Между тем всякий раз мать расточительного студента внимательно проверяла предложенные к оплате суммы, так как знала, что порой рестораторы самым бессовестным образом занимаются приписками.

Денег, выдаваемых Павлу «на жизнь», ему хронически не хватало. Иногда он просил мать о таких значительных суммах, которых у нее на руках не было. Не желая обращаться в контору во избежание ненужных разговоров, Аврора предпочитала через доверенных лиц продавать кое-что из своих драгоценностей.

Она прекрасно понимала, сколько всякого недобросовест­ного люда вьется вокруг Павла, старается под тем или иным предлогом выудить у него деньги или втянуть в сомнительное предприятие. Не раз мать устраивала сыну выволочку за неумение сказать, когда надо, решительное «нет» и пред­рекала ему плачевное будущее, если он не возьмется за ум. Павел обижался, отговаривался тем, что он уже взрослый и сам знает, что к чему. Однако дуться друг на друга мать и сын не умели. Мир водворялся быстро. Тем не менее, проходило некоторое время, и Павел в очередной раз — конечно же «совершенно случайно» — делался героем новой проказы, о которой говорил весь город.
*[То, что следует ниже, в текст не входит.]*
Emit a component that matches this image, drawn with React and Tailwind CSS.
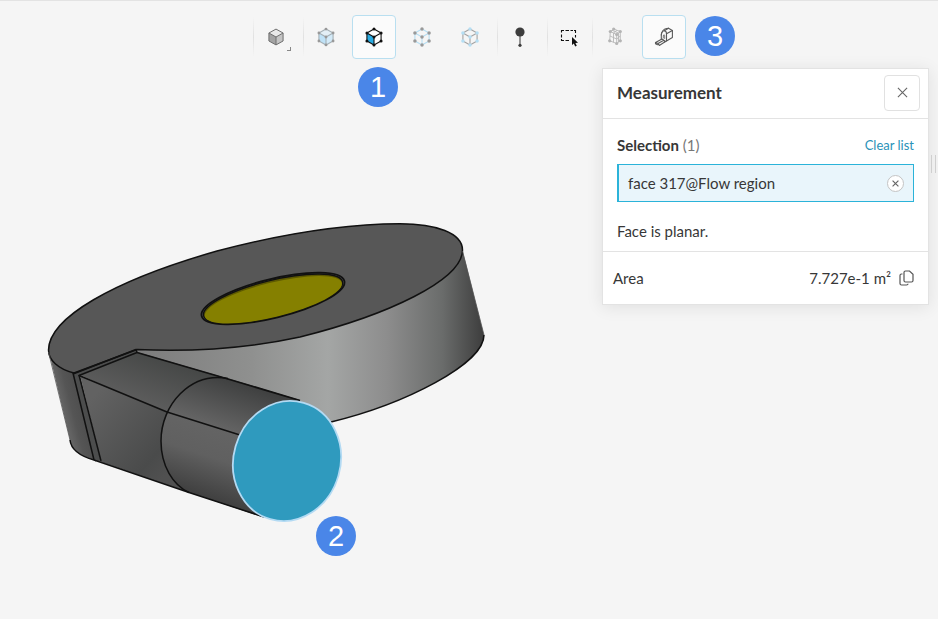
import React from "react";

const RIM =
  "M74 373C58 369 48.5 360 48.5 350C49 318 112 281 217 251C285 233 345 224 400 223.7C436 223.7 462.5 233 462.5 250C462.5 280 388 315 300 337C245 349 195 352 137 349.5Z";
const RING = "M228 378.5C190 372 161 405 161 441C161 466 173 485 189 492.5";

function Model() {
  return (
    <svg
      className="absolute left-10 top-[214px] h-[320px] w-[460px]"
      viewBox="40 215 460 320"
      role="img"
      aria-label="Flow region model"
    >
      <defs>
        <linearGradient id="wall" gradientUnits="userSpaceOnUse" x1="137" y1="0" x2="484" y2="0">
          <stop offset="0" stopColor="#7c7c7c" />
          <stop offset="0.33" stopColor="#8f908f" />
          <stop offset="0.55" stopColor="#a4a6a5" />
          <stop offset="0.72" stopColor="#8d8d8d" />
          <stop offset="0.88" stopColor="#6a6c6b" />
          <stop offset="1" stopColor="#3d3d3d" />
        </linearGradient>
        <linearGradient id="left" gradientUnits="userSpaceOnUse" x1="52" y1="410" x2="90" y2="400">
          <stop offset="0" stopColor="#777777" />
          <stop offset="0.5" stopColor="#555555" />
          <stop offset="1" stopColor="#484848" />
        </linearGradient>
        <linearGradient id="ductTop" gradientUnits="userSpaceOnUse" x1="185" y1="362" x2="165" y2="415">
          <stop offset="0" stopColor="#444645" />
          <stop offset="1" stopColor="#5e5e5e" />
        </linearGradient>
        <linearGradient id="ductSide" gradientUnits="userSpaceOnUse" x1="90" y1="400" x2="170" y2="470">
          <stop offset="0" stopColor="#626262" />
          <stop offset="0.8" stopColor="#4a4b4b" />
          <stop offset="1" stopColor="#505050" />
        </linearGradient>
        <linearGradient id="pipe" gradientUnits="userSpaceOnUse" x1="250" y1="387" x2="212" y2="502">
          <stop offset="0" stopColor="#404141" />
          <stop offset="0.4" stopColor="#646464" />
          <stop offset="0.65" stopColor="#606060" />
          <stop offset="1" stopColor="#3e3e3e" />
        </linearGradient>
      </defs>
      <path d="M137 349L462.5 250L484 335C484 364 405 404 331 422L290 410L137 355Z" fill="url(#wall)" />
      <path d="M48.5 350L70 440C71 450 80 456 94 460L96 462L74 373Z" fill="url(#left)" />
      <path d="M73 373L94 460L101 462L80 375L137 353L137 349Z" fill="#4c4d4d" />
      <path d="M80 375L137 352L228 378.5L193 390L167 414Z" fill="url(#ductTop)" />
      <path d="M80 375L167 412L175 440L189 492.5L101 462Z" fill="url(#ductSide)" />
      <path d={`${RING}L262 517L300 470L300 400Z`} fill="url(#pipe)" />
      <path d={RIM} fill="#575757" />
      <g fill="none" stroke="#111" strokeWidth="1.5" strokeLinejoin="round">
        <path d={RIM} />
        <path d="M484 335C484 364 405 404 331 422" />
        <path d="M70 440C71 450 80 456 94 460L189 492.5L264 517" />
        <path d={RING} />
        <path d="M73 374L136 349.5L137 352.5L79 375.5L167 412L240 435" />
        <path d="M73 373L94 460M79 375L101 461" />
        <path d="M137 352.5L228 379L300 400.5" strokeWidth="1.8" />
      </g>
      <path d="M48.5 352L70 440M462.5 251L484 335" fill="none" stroke="#555" strokeWidth="0.8" />
      <g transform="rotate(-13.8 273 298.5)">
        <ellipse cx="273" cy="298.5" rx="73.5" ry="19.5" fill="#555" stroke="#111" strokeWidth="1.8" />
        <ellipse cx="273" cy="298.8" rx="71.5" ry="18.5" fill="#5d5900" stroke="#111" strokeWidth="1.4" />
        <ellipse cx="273" cy="299.8" rx="70.5" ry="17.2" fill="#858000" />
      </g>
      <ellipse
        cx="287"
        cy="461"
        rx="53.5"
        ry="60.5"
        transform="rotate(16 287 461)"
        fill="#2f9abe"
        stroke="#b3daf3"
        strokeWidth="1.8"
      />
    </svg>
  );
}

const HEX = [[12, 2.5], [20.5, 7.2], [20.5, 16.8], [12, 21.5], [3.5, 16.8], [3.5, 7.2], [12, 12]];

function Cube({ line, dot, top = "none", left = "none", right = "none", r = 1.7, width = 1.3 }) {
  return (
    <svg className="size-5" viewBox="0 0 24 24" aria-hidden="true">
      <path d="M12 2.5L20.5 7.2L12 12L3.5 7.2Z" fill={top} />
      <path d="M3.5 7.2L12 12V21.5L3.5 16.8Z" fill={left} />
      <path d="M20.5 7.2L12 12V21.5L20.5 16.8Z" fill={right} />
      <path
        d="M12 2.5L20.5 7.2V16.8L12 21.5L3.5 16.8V7.2ZM3.5 7.2L12 12L20.5 7.2M12 12V21.5"
        fill="none"
        stroke={line}
        strokeWidth={width}
        strokeLinejoin="round"
      />
      {dot && HEX.map(([x, y]) => <circle key={`${x}-${y}`} cx={x} cy={y} r={r} fill={dot} />)}
    </svg>
  );
}

function PinIcon() {
  return (
    <svg className="h-5 w-3" viewBox="0 0 12 20" aria-hidden="true">
      <path d="M6 5V18" stroke="#444" strokeWidth="1.1" />
      <circle cx="6" cy="5" r="4.6" fill="#3d3d3d" />
      <circle cx="6" cy="18.3" r="1.6" fill="#3d3d3d" />
    </svg>
  );
}

function BoxSelectIcon() {
  return (
    <svg className="h-5 w-5" viewBox="0 0 20 20" aria-hidden="true">
      <path
        d="M1.5 5.500V3.500H4M5.500 3.500H9M10.500 3.500H13M14 3.500H15.500V6M15.500 8V10.500M1.500 7.500V10.500M1.500 12V13.500H4M5.500 13.500H9"
        stroke="#111"
        strokeWidth="1.1"
        fill="none"
      />
      <path d="M12 10V18L13.800 16.500L15.200 19.500L16.800 18.700L15.400 16L18 15.800Z" fill="#111" />
    </svg>
  );
}

function MeshIcon() {
  const dots = [[3.3, 4], [6.7, 1.5], [13.3, 4], [2.7, 13.3], [9.7, 16], [13.3, 13.3], [9.7, 7]];
  return (
    <svg className="h-5 w-4" viewBox="0 0 16 19" aria-hidden="true">
      <path
        d="M3.300 4L6.700 1.500L13.300 4L13.300 13.300L9.700 16L2.700 13.300ZM3.300 4L9.700 7L13.300 4M9.700 7V16M3 8.500L9.700 11.500L13.300 8.500M6.500 5.500V14.800M5 2.800L11.500 5.500V14.600M10 2.800L6.500 5.500"
        stroke="#b8b8b8"
        strokeWidth="0.9"
        fill="none"
      />
      {dots.map(([x, y]) => <circle key={`${x}-${y}`} cx={x} cy={y} r="1.6" fill="#b4b4b4" />)}
    </svg>
  );
}

function TapeIcon() {
  return (
    <svg className="size-5" viewBox="0 0 20 20" aria-hidden="true">
      <g fill="none" stroke="#5a5a5a" strokeWidth="1.1" strokeLinejoin="round" strokeLinecap="round">
        <path d="M7.300 12.500V8.300C7.300 5.500 8.700 3.800 10.300 3.800C12 3.800 12.500 5 12.500 7V14L10.300 15" />
        <path d="M7.300 8C7.500 5 9.500 2 12.500 1.500L14.500 1.200L18.400 3.500V10.500L12.500 14" />
        <path d="M10.300 3.800L14.500 1.200M12.500 6.800L18.400 3.500" />
        <path d="M9.300 11V9C9.300 7.300 10.700 7.300 10.700 8.700V11.500" strokeWidth="0.8" />
        <path d="M8 12L1.500 15.500L4 16.500L5.300 18.500L11.500 14.500L8 12M4 16.500L9.800 13.300M1.500 15.500V16.800L3.500 17.800" />
      </g>
    </svg>
  );
}

function Divider() {
  return <span className="h-10 w-px bg-linear-to-b from-[#f5f5f5] via-[#e1e1e1] to-[#f5f5f5]" />;
}

function Tool({ label, active = false, children }) {
  return (
    <button
      type="button"
      aria-label={label}
      aria-pressed={active}
      className={
        active
          ? "relative flex size-11 items-center justify-center rounded border border-[#b9dff0] bg-[#fbfbfb]"
          : "relative flex size-11 items-center justify-center rounded"
      }
    >
      {children}
    </button>
  );
}

function Badge({ className, children }) {
  return (
    <span
      className={`absolute flex size-10 items-center justify-center rounded-full bg-[#4a86e8] font-['Liberation_Sans',Arial,sans-serif] text-[29px] leading-10 text-white ${className}`}
    >
      {children}
    </span>
  );
}

function Toolbar() {
  return (
    <div role="toolbar" aria-label="Viewer tools" className="relative flex justify-center pt-[14px] pl-px">
      <div className="flex items-center pr-[5px]">
        <Divider />
        <Tool label="Shading">
          <Cube line="#6f6f6f" top="#e9e9e9" left="#a3a3a3" right="#c4c4c4" width={1.2} />
          <span className="absolute right-[7px] bottom-[8px] size-1 border-r border-b border-[#888]" />
        </Tool>
      </div>
      <div className="flex items-center pr-[5px]">
        <Divider />
        <div className="flex gap-1">
          <Tool label="Select volumes">
            <Cube line="#a5b0b6" dot="#999" top="#e3eff6" left="#bfe2f7" right="#d3eaf8" />
          </Tool>
          <div className="relative">
            <Tool label="Select faces" active>
              <Cube line="#111" dot="#111" top="#fff" left="#29abe2" right="#fff" r={1.8} />
            </Tool>
            <Badge className="top-[52px] left-[6px]">1</Badge>
          </div>
          <Tool label="Select vertices">
            <Cube line="#b5def3" dot="#999" r={2.1} />
          </Tool>
          <Tool label="Select edges">
            <Cube line="#a3a3a3" dot="#b5def3" r={2.1} />
          </Tool>
        </div>
      </div>
      <div className="flex items-center pr-[5px]">
        <Divider />
        <Tool label="Probe point">
          <PinIcon />
        </Tool>
      </div>
      <div className="flex items-center">
        <Divider />
        <Tool label="Box selection">
          <BoxSelectIcon />
        </Tool>
      </div>
      <div className="flex items-center">
        <Divider />
        <div className="flex gap-[5px]">
          <Tool label="Mesh">
            <MeshIcon />
          </Tool>
          <div className="relative">
            <Tool label="Measure" active>
              <TapeIcon />
            </Tool>
            <Badge className="top-px left-[53px]">3</Badge>
          </div>
        </div>
      </div>
    </div>
  );
}

function Cross({ className, width }) {
  return (
    <svg className={className} viewBox="0 0 12 12" fill="none" stroke="#666" strokeWidth={width} aria-hidden="true">
      <path d="M1 1L11 11M11 1L1 11" />
    </svg>
  );
}

function MeasurementPanel() {
  return (
    <section
      aria-labelledby="measurement-title"
      className="relative mt-[9px] mr-[9px] ml-auto w-[327px] border border-[#e3e3e3] bg-white text-[15px] leading-5 text-[#373737] shadow-[0_2px_16px_rgba(0,0,0,0.09)]"
    >
      <header className="flex h-[50px] items-center justify-between border-b border-[#e3e3e3] pr-2 pb-0.5 pl-[14px]">
        <h2 id="measurement-title" className="text-[17px] font-bold">
          Measurement
        </h2>
        <button
          type="button"
          aria-label="Close"
          className="flex size-9 items-center justify-center rounded border border-[#e1e1e1]"
        >
          <Cross className="size-[11px]" width={1.2} />
        </button>
      </header>
      <div className="border-b border-[#e3e3e3] px-[14px] pt-4 pb-[10px]">
        <div className="flex items-center justify-between">
          <h3>
            <span className="font-bold">Selection</span> <span className="text-[#777]">(1)</span>
          </h3>
          <button type="button" className="text-[13px] text-[#2a92b8]">
            Clear list
          </button>
        </div>
        <div className="mt-[9px] flex h-[38px] items-center justify-between border border-l-2 border-[#2bb3d9] bg-[#e9f5fb] pr-[9px] pl-[9px]">
          <span>face 317@Flow region</span>
          <button
            type="button"
            aria-label="Remove face 317@Flow region"
            className="flex size-[17px] items-center justify-center rounded-full border border-[#c4c4c4] bg-white"
          >
            <Cross className="size-[7px]" width={2} />
          </button>
        </div>
        <p className="mt-[19px]">Face is planar.</p>
      </div>
      <div className="flex h-[52px] items-center gap-2 pr-[14px] pl-[10px]">
        <dl className="flex flex-1 justify-between">
          <dt>Area</dt>
          <dd>7.727e-1 m²</dd>
        </dl>
        <button type="button" aria-label="Copy area">
          <svg className="h-4 w-[15px]" viewBox="0 0 15 16" fill="none" stroke="#555" strokeWidth="1.2" aria-hidden="true">
            <path d="M6.500 1H10.500L14 4.300V10.500Q14 12 12.500 12H6.500Q5 12 5 10.500V2.500Q5 1 6.500 1Z" />
            <path d="M3.500 4H2.500Q1 4 1 5.500V13.500Q1 15 2.500 15H7.500Q9 15 9 13.800" />
          </svg>
        </button>
      </div>
    </section>
  );
}

export default function App() {
  return (
    <main className="relative min-h-screen overflow-hidden border-t border-[#e3e3e3] bg-[#f5f5f5] font-[Lato,'Open_Sans',sans-serif]">
      <Model />
      <Badge className="top-[515px] left-[316px]">2</Badge>
      <Toolbar />
      <MeasurementPanel />
      <span className="absolute top-[154px] right-[2px] h-[18px] w-[5px] border-x border-[#cfcfcf]" />
    </main>
  );
}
И все же, как писал мемуарист, не понаслышке знавший жизнь в доме на Большой Морской, в «водовороте оболь­щений Демидов тогда сравнительно уцелел».

«Действительно, — рассуждал он, — давши ему не­обыкновенную красоту, давши ему необыкновенное богат­ство, судьба дала ему, кроме того, очень способный и тонкий ум и в придачу прекрасное сердце…»

Разумеется, Павла научили играть в карты. К нему приходили друзья, рассчитывавшие на его горячий, увлекаю­щийся темперамент и на деликатность, побуждавшую давать отыграться тому, кто проиграл ему крупную сумму…

Огромное и все прибывающее богатство делало Демидовых объектом пристального внимания придворных кругов. Любое происшествие в их семье, порою обрастая фантастическими подробностями, на все лады обсуждалось в гостиных. Это очень тревожило Аврору — менее всего ей хотелось, чтобы у людей, облеченных властью, и в первую очередь в император­ской семье, о Павле сложилось мнение как об отпетом шало­пае. Но сын, невзирая на увещевания матери, продолжал свое: он будто притягивал к себе разного рода неприятности.